Rafts, paddle boats, homemade canoes employed in rain storm chaos
The major rainfall in Ottawa this past week has forced many residents to find alternatives to travelling by car or bus. Prime Minister Justin Trudeau drew stares and media attention when he took an ATV from his residence in Harrington Lake to meet his motorcade on drier land. Less publicized, though, were the many other cases of national capital power players finding other unique ways to beat the flooding.
Finance minister Bill Morneau and ethics commissioner Mary Dawson were spotted carpooling together in a Range Rover with platinum rims and a small outboard motor on the back. The vehicle was slowly filling with water, but the pair seemed to be paying little attention.
Paddling through a flooded street in a canoe, former prime minister Stephen Harper opined about the government’s approach to NAFTA negotiations. His canoe seemed to be pieced together from leftover imported materials.
Nobel Peace Prize-winning Colombian president Juan Manuel Santos’ first official visit to Ottawa was also dampened by the rain. Parts of his visit had to be held in a paddle boat piloted by Governor General Julie Payette, who hosted the state visit. But the Colombian leader made the best of the situation, calling the rain a blessing on the two countries’ relationship.

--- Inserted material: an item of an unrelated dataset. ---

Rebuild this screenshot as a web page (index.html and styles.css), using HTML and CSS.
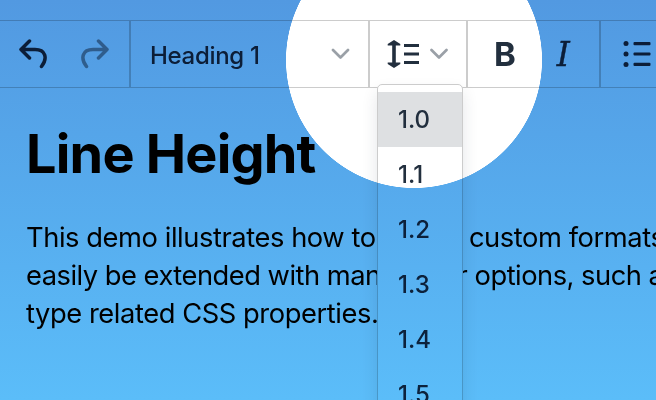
FILE: index.html
```html
<!DOCTYPE html>
<html lang="en">
<head>
<meta charset="utf-8">
<title>Line Height</title>
<link rel="stylesheet" href="styles.css">
</head>
<body>
<div class="stage">
  <div class="editor">
    <div class="toolbar">
      <div class="group history">
        <svg class="icon" width="30" height="32" viewBox="0 0 30 32"><path d="M11.500 3 3 11.500l8.500 8.500M3 11.500h14c10.500 0 13 8.500 6.500 17"/></svg>
        <svg class="icon faded" width="30" height="32" viewBox="0 0 30 32"><path d="M18.500 3 27 11.500 18.500 20M27 11.500H13c-10.500 0-13 8.500-6.500 17"/></svg>
      </div>
      <div class="group format">
        <span class="format-label">Heading 1</span>
        <svg class="chevron" width="20" height="14" viewBox="0 0 20 14"><path d="m3 3 7.500 7.500L18 3"/></svg>
      </div>
      <div class="group spacing">
        <svg class="solid" width="34" height="32" viewBox="0 0 34 32"><path d="M7 2 13.300 6v1.500H8.800v17h4.500V26L7 30 .700 26v-1.500h4.500v-17H.700V6zM17 6h15v3H17zM17 14.500h15v3H17zM17 23h15v3H17z"/></svg>
        <svg class="chevron" width="20" height="14" viewBox="0 0 20 14"><path d="m2.500 3 7.500 7.500L17.500 3"/></svg>
        <div class="menu">
          <div class="item selected">1.0</div>
          <div class="item">1.1</div>
          <div class="item">1.2</div>
          <div class="item">1.3</div>
          <div class="item">1.4</div>
          <div class="item">1.5</div>
        </div>
      </div>
      <div class="group styles">
        <span class="bold">B</span>
        <span class="italic">I</span>
      </div>
      <div class="group lists">
        <svg class="solid" width="30" height="28" viewBox="0 0 30 28"><circle cx="3" cy="3.500" r="2.500"/><circle cx="3" cy="14" r="2.500"/><circle cx="3" cy="24.500" r="2.500"/><rect x="10.500" y="2" width="17" height="3.200" rx="1"/><rect x="10.500" y="12.400" width="17" height="3.200" rx="1"/><rect x="10.500" y="22.800" width="17" height="3.200" rx="1"/></svg>
      </div>
    </div>
    <div class="content">
      <h1>Line Height</h1>
      <p><span class="line l1">This demo illustrates how to define custom formats</span><span class="line l2">easily be extended with many other options, such as</span><span class="line l3">type related CSS properties.</span></p>
    </div>
  </div>
</div>
</body>
</html>
```
FILE: styles.css
```css
* { box-sizing: border-box; }
body { margin: 0; font-family: Inter, "Liberation Sans", sans-serif; }
.stage {
  width: 656px; height: 400px; overflow: hidden; isolation: isolate;
  background: radial-gradient(circle at 414px 60px, #fff 127.700px, transparent 128.300px), linear-gradient(#5299e1, #5bbdf9);
}
.editor { height: 400px; padding-top: 20px; background: #fff; mix-blend-mode: multiply; overflow: hidden; }
.toolbar { display: flex; height: 68px; border: solid #ccc; border-width: 1.500px 0; color: #222f3e; }
.group { display: flex; align-items: center; flex: none; border-right: 2px solid #ccc; }
.history { width: 131px; padding-left: 17.500px; gap: 32px; }
.format { width: 239px; padding: 0 18px 0 19px; justify-content: space-between; }
.format-label { font-size: 24px; font-weight: 450; letter-spacing: -.3px; padding-top: 2px; }
.spacing { width: 98px; padding-left: 17px; gap: 8px; position: relative; }
.styles { width: 133px; padding-left: 26px; gap: 41px; }
.lists { padding-left: 22px; border: 0; }
.icon, .chevron { fill: none; stroke: #222f3e; stroke-width: 3.500; stroke-linecap: round; stroke-linejoin: round; }
.icon.faded { opacity: .5; }
.chevron { stroke-width: 2.700; opacity: .45; }
.solid { fill: #222f3e; }
.bold { font-size: 33px; font-weight: 650; }
.italic { font: italic 33px "DejaVu Serif", serif; -webkit-text-stroke: .4px #222f3e; }
.menu {
  position: absolute; left: 7px; top: 63px; width: 86px; padding-top: 7px; z-index: 1;
  background: #fff; border: 1.500px solid #ccc; border-radius: 5px; box-shadow: 0 8px 16px rgba(34,47,62,.12);
}
.item { height: 55px; line-height: 55px; padding-left: 20px; font-size: 24px; font-weight: 450; }
.selected { background: #dee0e2; }
.content { padding: 0 26px; color: #000; }
h1 { margin: 32px 0 0; font-size: 54px; line-height: 68px; font-weight: 700; letter-spacing: -.8px; white-space: nowrap; }
p { margin: 31px 0 0; font-size: 27.300px; line-height: 38px; letter-spacing: -.43px; white-space: nowrap; }
.line { display: block; }
.l2 { letter-spacing: -.5px; }
```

Of course, students at the University of Ottawa were just as affected as these major figures. Several classes were canceled, but some continued even in the face of flooding. Second-year French studies student Joseph Ruthenburg, while taking notes with one hand and bailing water out the window with the other, said “our TA wanted to cancel this DGD, but we can’t afford to get any further behind. We’re all pitching in to keep the water below the chalkboard.”
In another classroom, students had brought inflatable pool chairs and were sitting high and dry, floating on the floodwater.
Some students, however, couldn’t even make it to class. Thompson residence was completely inaccessible for over 40 hours, and emergency crews advised residents not to try to leave until the rain subsided. Students at other residences had more luck, with floodwaters shallow enough to wade across in most cases.
“Getting to class was a challenge. I didn’t want my books to get wet, so I had to find a way of keeping them above the water,” said John Walker, a third-year economics student. “I tried holding my bag over my head, but the spray of the waves almost soaked it. After that I tried stilts, then wrapping the whole thing in a garbage bag.”
There was good news as well, though. Students from the Faculty of Engineering and Telfer School of Management worked together, quickly building barges and transporting people for reasonable but slightly inflated prices.
In light of recent extreme weather, it is strongly recommended that students keep the following on hand: waterproof bags, rainwear, a canoe or kayak, an emergency generator, at least one week’s worth of non-perishable food, and a collection of inflatable toys that can be lashed together.